--- Start of DATASET EXTRACT ---
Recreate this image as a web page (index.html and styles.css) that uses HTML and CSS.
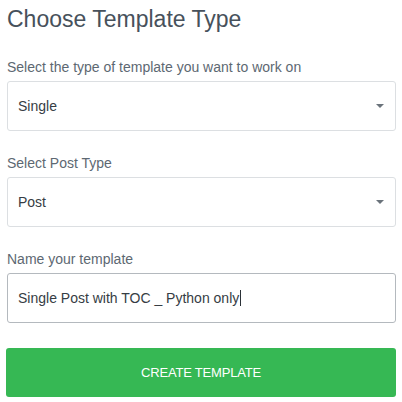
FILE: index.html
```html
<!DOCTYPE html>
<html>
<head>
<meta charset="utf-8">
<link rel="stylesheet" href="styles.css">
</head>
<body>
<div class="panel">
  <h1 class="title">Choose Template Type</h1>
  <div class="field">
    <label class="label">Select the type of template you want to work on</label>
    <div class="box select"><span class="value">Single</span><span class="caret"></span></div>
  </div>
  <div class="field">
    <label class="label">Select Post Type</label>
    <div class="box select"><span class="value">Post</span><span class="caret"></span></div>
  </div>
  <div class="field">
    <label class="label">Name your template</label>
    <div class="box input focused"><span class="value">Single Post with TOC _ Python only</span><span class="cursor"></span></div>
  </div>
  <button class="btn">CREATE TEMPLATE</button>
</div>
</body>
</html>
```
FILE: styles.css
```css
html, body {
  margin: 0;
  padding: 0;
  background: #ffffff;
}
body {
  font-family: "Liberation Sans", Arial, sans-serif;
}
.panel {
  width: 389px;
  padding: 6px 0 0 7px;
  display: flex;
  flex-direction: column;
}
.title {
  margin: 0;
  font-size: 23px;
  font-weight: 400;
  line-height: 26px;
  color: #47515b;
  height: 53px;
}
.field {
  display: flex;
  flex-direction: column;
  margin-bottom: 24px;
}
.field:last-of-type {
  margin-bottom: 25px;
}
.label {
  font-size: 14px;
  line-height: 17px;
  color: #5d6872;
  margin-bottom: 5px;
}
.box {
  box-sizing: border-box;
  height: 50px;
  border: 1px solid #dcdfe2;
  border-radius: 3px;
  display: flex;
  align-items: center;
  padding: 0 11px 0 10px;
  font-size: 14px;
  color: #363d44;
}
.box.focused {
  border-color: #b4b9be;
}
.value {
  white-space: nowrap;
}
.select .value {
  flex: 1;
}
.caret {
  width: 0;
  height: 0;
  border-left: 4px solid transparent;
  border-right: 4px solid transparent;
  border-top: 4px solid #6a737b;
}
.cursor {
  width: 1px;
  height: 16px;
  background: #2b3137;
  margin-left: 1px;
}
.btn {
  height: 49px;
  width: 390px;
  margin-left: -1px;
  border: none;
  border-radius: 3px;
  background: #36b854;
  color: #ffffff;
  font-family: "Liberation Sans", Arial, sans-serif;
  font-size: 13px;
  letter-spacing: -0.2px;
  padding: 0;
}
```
--- End of DATASET EXTRACT ---
* WHAT IS EXPECTED:
Scan the listing above and identify each line holding the string "index"; copy every such line.

* FULL ANSWER:
Recreate this image as a web page (index.html and styles.css) that uses HTML and CSS.
FILE: index.html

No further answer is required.